The Newbury race day that finally for me switched the focus of racing from the jumpers to the sleek equine whippets racing on the Flat was appropriately devoted to the emergency services. Sadly, they are a vitally needed accompaniment to the training and riding of horses. Only in horse racing and motor racing are the participants followed by an ambulance, and accidents don’t just happen on the course. Many a Lambourn lad out on the gallops with a shattered leg or a lung-puncturing set of broken ribs has been only too grateful to see looming out of the sky the choppers and crew of the Thames Valley and Chiltern air ambulances which were on view last Saturday.

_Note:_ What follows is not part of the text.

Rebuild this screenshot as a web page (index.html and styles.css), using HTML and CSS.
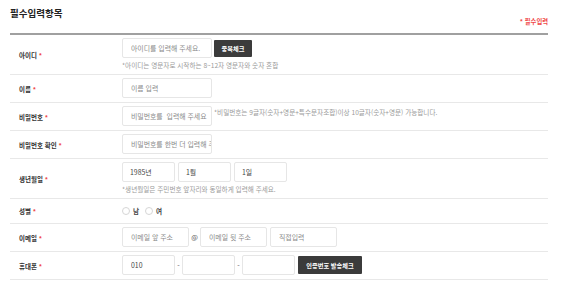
FILE: index.html
```html
<!DOCTYPE html>
<html lang="ko">
<head>
<meta charset="utf-8">
<title>필수입력항목</title>
<link rel="stylesheet" href="styles.css">
</head>
<body>
<div class="wrap">
  <div class="head">
    <h2 class="title">필수입력항목</h2>
    <span class="req-note"><span class="star">*</span> 필수입력</span>
  </div>

  <div class="row">
    <div class="label">아이디 <span class="star">*</span></div>
    <div class="field">
      <div class="line">
        <input class="inp w90" type="text" placeholder="아이디를 입력해 주세요.">
        <button class="btn" type="button">중복체크</button>
      </div>
      <p class="hint">*아이디는 영문자로 시작하는 8~12자 영문자와 숫자 혼합</p>
    </div>
  </div>

  <div class="row">
    <div class="label">이름 <span class="star">*</span></div>
    <div class="field">
      <div class="line"><input class="inp w90" type="text" placeholder="이름 입력"></div>
    </div>
  </div>

  <div class="row">
    <div class="label">비밀번호 <span class="star">*</span></div>
    <div class="field">
      <div class="line top">
        <input class="inp w90" type="password" placeholder="비밀번호를  입력해 주세요">
        <p class="hint side">*비밀번호는 9글자(숫자+영문+특수문자조합)이상 10글자(숫자+영문) 가능합니다.</p>
      </div>
    </div>
  </div>

  <div class="row">
    <div class="label">비밀번호 확인 <span class="star">*</span></div>
    <div class="field">
      <div class="line"><input class="inp w90" type="password" placeholder="비밀번호를 한번 더 입력해 주세요"></div>
    </div>
  </div>

  <div class="row">
    <div class="label">생년월일 <span class="star">*</span></div>
    <div class="field">
      <div class="line gap3">
        <select class="inp sel w53"><option>1985년</option></select>
        <select class="inp sel w53"><option>1월</option></select>
        <select class="inp sel w53"><option>1일</option></select>
      </div>
      <p class="hint">*생년월일은 주민번호 앞자리와 동일하게 입력해 주세요.</p>
    </div>
  </div>

  <div class="row short">
    <div class="label">성별 <span class="star">*</span></div>
    <div class="field">
      <div class="line radios">
        <label class="radio"><input type="radio" name="gender"><span class="dot"></span>남</label>
        <label class="radio"><input type="radio" name="gender"><span class="dot"></span>여</label>
      </div>
    </div>
  </div>

  <div class="row">
    <div class="label">이메일 <span class="star">*</span></div>
    <div class="field">
      <div class="line">
        <input class="inp w67" type="text" placeholder="이메일 앞 주소">
        <span class="sep at">@</span>
        <input class="inp w67" type="text" placeholder="이메일 뒷 주소">
        <input class="inp w67 ml3" type="text" placeholder="직접입력">
      </div>
    </div>
  </div>

  <div class="row">
    <div class="label">휴대폰 <span class="star">*</span></div>
    <div class="field">
      <div class="line">
        <input class="inp w53 val" type="text" value="010">
        <span class="sep dash">-</span>
        <input class="inp w53" type="text">
        <span class="sep dash">-</span>
        <input class="inp w53" type="text">
        <button class="btn btn-wide" type="button">인증번호 발송체크</button>
      </div>
    </div>
  </div>
</div>
</body>
</html>
```

FILE: styles.css
```css
* { box-sizing: border-box; }

body {
  margin: 0;
  background: #fff;
  font-family: "Noto Sans CJK KR", "Noto Sans", sans-serif;
  color: #333;
}

.wrap {
  width: 538px;
  margin-left: 10px;
}

.head {
  height: 35px;
  padding-top: 6px;
  display: flex;
  justify-content: space-between;
  align-items: flex-start;
  border-bottom: 2px solid #a0a0a0;
}

.title {
  margin: 0;
  font-size: 9.5px;
  line-height: 14px;
  font-weight: 700;
  color: #222;
}

.req-note {
  margin-top: 11px;
  font-size: 6.3px;
  line-height: 9px;
  font-weight: 700;
  color: #f04848;
}

.star {
  color: #f04848;
  font-weight: 700;
}

.row {
  display: grid;
  grid-template-columns: 112px 1fr;
  align-items: center;
  border-bottom: 1px solid #e8e8e8;
}

.label {
  padding-left: 9px;
  font-size: 6.5px;
  line-height: 10px;
  font-weight: 700;
  color: #333;
}

.field {
  padding: 3px 0 4px;
}

.row.short .field {
  padding: 0;
  height: 24px;
  display: flex;
  align-items: center;
}

.line {
  display: flex;
  align-items: center;
}

.line.top { align-items: flex-start; }
.line.gap3 { gap: 3px; }

.inp {
  height: 20px;
  margin: 0;
  padding: 0 0 0 8px;
  border: 1px solid #e6e6e6;
  border-radius: 2px;
  background: #fff;
  font-family: inherit;
  font-size: 6.9px;
  color: #444;
  outline: none;
}

.inp::placeholder { color: #8a8a8a; opacity: 1; }

.sel {
  -webkit-appearance: none;
  appearance: none;
  padding-left: 7px;
}

.w90 { width: 90px; }
.w67 { width: 67px; }
.w53 { width: 53px; }
.ml3 { margin-left: 3px; }

.btn {
  height: 17px;
  margin-left: 2px;
  padding: 0;
  width: 38px;
  border: 0;
  border-radius: 1px;
  background: #3b3b3b;
  color: #fff;
  font-family: inherit;
  font-size: 6.2px;
  font-weight: 700;
}

.btn-wide {
  width: 64px;
  height: 18px;
  margin-left: 3px;
}

.hint {
  margin: 2px 0 0;
  font-size: 6.6px;
  line-height: 10px;
  color: #9a9a9a;
  white-space: nowrap;
}

.hint.side {
  margin: 1px 0 0 2px;
}

.sep {
  display: inline-flex;
  justify-content: center;
  font-size: 7px;
  color: #555;
}

.at { width: 11px; }
.dash { width: 7px; }

.radios { gap: 6px; }

.radio {
  display: inline-flex;
  align-items: center;
  font-size: 6.6px;
  font-weight: 700;
  color: #444;
}

.radio input {
  position: absolute;
  opacity: 0;
  width: 0;
  height: 0;
  margin: 0;
}

.dot {
  width: 8px;
  height: 8px;
  margin-right: 3px;
  border: 1px solid #d6d6d6;
  border-radius: 50%;
  background: #fff;
}
```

Their presence reminded me of John Oaksey’s memorable trip around the Aintree fences aboard a helicopter. Trying to impart to the TV audience a horse’s eye view of the obstacles, he kept urging the pilot to fly lower until finally the exasperated man at the controls restored some perspective by telling him, ‘If one of your bloody horses hits an obstacle you’ll be carried away in a nice comfortable ambulance. If we touch one, they’ll scrape us off with a trowel!’
It is too early in the season to be betting but there were some useful lessons for the season ahead. James Given, who won a Listed race at Ripon with the four-year-old Dandino the same day, took the Group Three Dubai Duty Free with the six-year-old Indian Days, who beat good horses despite carrying a penalty and should go on to win top races this season, possibly starting in Singapore. But the second, Mikael Magnusson’s Bridge of Gold, ran an interesting race for Belgian jockey Christophe Soumillon, who had hopped the Channel for the day. Up with the leaders early on he then looked one-paced in the straight only to run on again when switched to the outside and get to within a head of the winner.
Former jockey John Reid told me Bridge of Gold has been going really well on the gallops and he will be worth an interest next time out. I love the older horses and no one handles them better than Sir Michael Stoute, who won the opener with the lightly raced four-year-old Modun. He should stay further and also goes on my list.
What had really brought the crowds to Newbury, though, was the hope of being in on the early stages of a superhorse, the kind to dominate a season and generate those ‘I was there when…’ stories we all like to tell over a good lunch. Well, one unattended by Mrs Oakley anyway, who does not thrill to repetition. We were there to see Frankel, trained by the revived and venerated Henry Cecil. The last time Cecil took the Greenham Stakes and the 2000 Guineas with the same horse was with Wollow back in 1975, and last year as Frankel went through his four starts unbeaten he described him as the best two-year-old he had handled since Wollow. After the way the big Galileo colt floated clear of the opposition in a few strides in the Royal Lodge Stakes, he was installed as winter favourite for the 2000 Guineas. But many a winter favourite has failed to ‘train on’ and Cecil’s horses had been running no more than respectably so far this season, despite the Newmarket tales of Frankel outpacing local commuter trains on the gallops.
So was he still the business? Before the race Frankel looked cool and relaxed but you could see the worry on the face of his trainer who, in a dry spring, has been unable to risk the big horse’s joints on the grass gallops. As the contest began, Frankel’s pacemaker, Picture Editor, proved unequal to the challenge. He could not go fast enough for jockey Tom Queally to settle Frankel in behind. But he did then settle when Tom Queally let the reins out a notch; and once the race began in earnest there were no complaints as he accelerated to go four lengths clear of Excelebration, who was six clear of the rest.
For some who expected the impossible first time out it was not enough that Frankel didn’t sprout wings, turn somersaults in the final furlong and win by 20 lengths. But as the level-headed Queally declared, ‘Forget all the talk of beating aeroplanes and trains. He was here to beat other horses and he did. He doesn’t need to win Grands Prix, the Guineas will do.’
For me there were echoes there of Lester Piggott talking about Sir Ivor after a Classic victory: ‘I don’t know how good the others were. What I do know is that he was a lot better.’ As for Henry Cecil, he declared, ‘If you don’t get nervous you might as well pack up.’ Personally, I need no further convincing that Frankel will win the 2000 Guineas but I will wait to see if he is a Derby horse as well over the extra half mile, and there, too, Henry Cecil showed another card in his hand at Newbury. Frankel had been quiet in the parade ring, even if he had kicked out while being saddled. World Domination, Cecil’s runner in the mile maiden, neighed and whinnied his way around the paddock which lengthened his price to 3–1, but once on the track he was impressive, winning in the style of a good horse.
Cecil declared after the race that World Domination could become a Derby candidate. ‘He was far more grown-up than I had anticipated. He travelled like an old handicapper — though probably a good handicapper.’ More experience, more trials will be needed as they are feeling their way with this horse, but I noticed Ian Mongan, rider of the Cecil second string, giving World Domination a cheery pat as he left the winner’s enclosure, perhaps dreaming of a Derby ride if Tom Queally is in the race, too, on Frankel.